One big one that comes to mind is we quoted to do some work for a company we’ve had a long term working relationship with. A small company, they were unfortunately facing the loss of a key member of staff in the final few months of development of a key project already well overdue. A update to a project we’d worked with before, so we were familiar with the architecture, team and almost every aspect of the project.

We made quoted a day rate at the low end of the scale and offered to agree fixed times for each bit of development, insulating them from any estimate errors by delivering that iteration for the quoted price before undertaking the next. We agreed to put the work we were quoting on first, push our own development schedule back, not take on other work and offer any time the needed to get their project released.

I got the very distinct impression they wanted the work done cheap from a discussion with the technical lead for the project. I tried to mitigate any problems by sending an email detailing our costs and how they break down from developers salaries, equipment costs and the meagre profit margins. I also made it clear that we were uniquely qualified for the work, due to our extensive working history directly with the project.

The response was disappointing, they were willing to pay about half the rate we quoted. I had a brief discussion with the technical lead, who was as disappointed as us with the reaction, but it was clear there was going to be no middle ground. The offer was never even going to come up enough.

We gave up in the end – a shame really, like any small business we could have used the money. It was an issue of value. Despite all the positives, the experience, the fact that there was nobody else who could have hit the ground running like us and our prior working relationships they weren’t willing to pay what we consider a very reasonable price. They effectively wanted work done for less cost to them than it would have cost to hire a member of staff, with none of the security or benefits. A short term contract under terms worse that a job I’d been offered months prior.

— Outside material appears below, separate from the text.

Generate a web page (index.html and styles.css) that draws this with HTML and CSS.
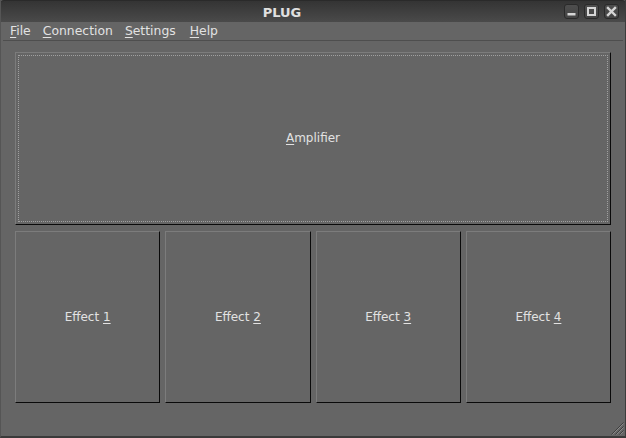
FILE: index.html
```html
<!DOCTYPE html>
<html>
<head>
<meta charset="utf-8">
<link rel="stylesheet" href="styles.css">
</head>
<body>
<div class="window">
  <div class="titlebar">
    <div class="title">PLUG</div>
    <div class="wbtns">
      <div class="wbtn"><svg width="13" height="13" viewBox="0 0 13 13"><rect x="2.5" y="8" width="8" height="2.5" fill="#d6d6d6"/></svg></div>
      <div class="wbtn"><svg width="13" height="13" viewBox="0 0 13 13"><rect x="3" y="3" width="7" height="7" fill="none" stroke="#d6d6d6" stroke-width="2"/></svg></div>
      <div class="wbtn"><svg width="13" height="13" viewBox="0 0 13 13"><path d="M3 3 L10 10 M10 3 L3 10" stroke="#d6d6d6" stroke-width="2.4" stroke-linecap="square"/></svg></div>
    </div>
  </div>
  <div class="menubar">
    <span class="mi"><u>F</u>ile</span>
    <span class="mi"><u>C</u>onnection</span>
    <span class="mi"><u>S</u>ettings</span>
    <span class="mi"><u>H</u>elp</span>
  </div>
  <div class="content">
    <div class="btn amp"><div class="focus"><span><u>A</u>mplifier</span></div></div>
    <div class="effects">
      <div class="btn"><span>Effect <u>1</u></span></div>
      <div class="btn"><span>Effect <u>2</u></span></div>
      <div class="btn"><span>Effect <u>3</u></span></div>
      <div class="btn"><span>Effect <u>4</u></span></div>
    </div>
  </div>
  <svg class="grip" width="16" height="16" viewBox="0 0 16 16">
    <path d="M15.5 3.5 L3.5 15.5 M15.5 7.5 L7.5 15.5 M15.5 11.5 L11.5 15.5" stroke="#3e3e3e" stroke-width="1"/>
    <path d="M15.5 4.5 L4.5 15.5 M15.5 8.5 L8.5 15.5 M15.5 12.5 L12.5 15.5" stroke="#8a8a8a" stroke-width="1"/>
  </svg>
</div>
</body>
</html>
```
FILE: styles.css
```css
html, body {
  margin: 0;
  padding: 0;
  background: #656565;
}
.window {
  position: relative;
  width: 626px;
  height: 438px;
  box-sizing: border-box;
  background: #656565;
  border-left: 1px solid #555;
  border-right: 1px solid #3c3c3c;
  border-bottom: 2px solid #3a3a3a;
  display: flex;
  flex-direction: column;
  font-family: "DejaVu Sans", sans-serif;
  font-size: 12px;
  color: #e2e2e2;
  overflow: hidden;
}
.titlebar {
  height: 22px;
  margin: 0 -1px;
  flex: none;
  background: linear-gradient(#343434, #4a4a4a);
  border-top: 1px solid #2a2a2a;
  border-radius: 4px 4px 0 0;
  box-sizing: border-box;
  display: flex;
  align-items: center;
  position: relative;
}
.title {
  width: 564px;
  text-align: center;
  font-weight: bold;
  font-size: 13px;
  color: #e0e0e0;
  padding-top: 1px;
}
.wbtns {
  display: flex;
  gap: 5px;
}
.wbtn {
  width: 15px;
  height: 15px;
  box-sizing: border-box;
  border: 1px solid #2a2a2a;
  border-radius: 3px;
  background: linear-gradient(#4e4e4e, #444);
  display: flex;
  align-items: center;
  justify-content: center;
}
.menubar {
  height: 18px;
  flex: none;
  margin: 0 2px;
  padding-left: 1px;
  border-bottom: 1px solid #4e4e4e;
  display: flex;
  align-items: center;
  font-size: 12.4px;
}
.mi {
  padding: 0 6px;
  line-height: 18px;
}
.mi:last-child {
  margin-left: 2px;
}
u {
  text-decoration: underline;
  text-underline-offset: 2px;
  text-decoration-thickness: 1px;
}
.content {
  flex: 1;
  display: grid;
  grid-template-rows: 1fr 1fr;
  gap: 6px;
  padding: 11px 14px 33px 14px;
  min-height: 0;
}
.btn {
  box-sizing: border-box;
  min-height: 0;
  border-top: 1px solid #7c7c7c;
  border-left: 1px solid #7c7c7c;
  border-right: 1px solid #0a0a0a;
  border-bottom: 1px solid #0a0a0a;
  background: #656565;
  display: flex;
  align-items: center;
  justify-content: center;
}
.amp {
  padding: 2px;
}
.focus {
  flex: 1;
  align-self: stretch;
  border: 1px dotted #a0a0a0;
  display: flex;
  align-items: center;
  justify-content: center;
}
.effects {
  display: grid;
  grid-template-columns: repeat(4, 1fr);
  gap: 5px;
  min-height: 0;
}
.grip {
  position: absolute;
  right: 1px;
  bottom: 1px;
}
```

In the end they had to give the member of staff who had planned to leave a significant pay rise to entice them to stay, hired another, less experienced developer who needed more managing and training and still haven’t delivered the project, months later.

For us, and for anyone else considering taking work at less than a market rate, it’s a tough choice. Though we could afford to survive without the work, it would have been nice to have the money in the bank. There is also always the potential that work can lead to more work, however do you want cut rate work leading to more of the same? It’s all too easy for it to set the tone of a working relationship and an expectation that you will continue to work for the low rate. Also the whole time you’re servicing the contract you’re not getting new clients or doing other more lucrative work. As a consultant if you’re not saving for a raining day you’re taking a huge risk, especially if things get a bit lean for a few weeks or months.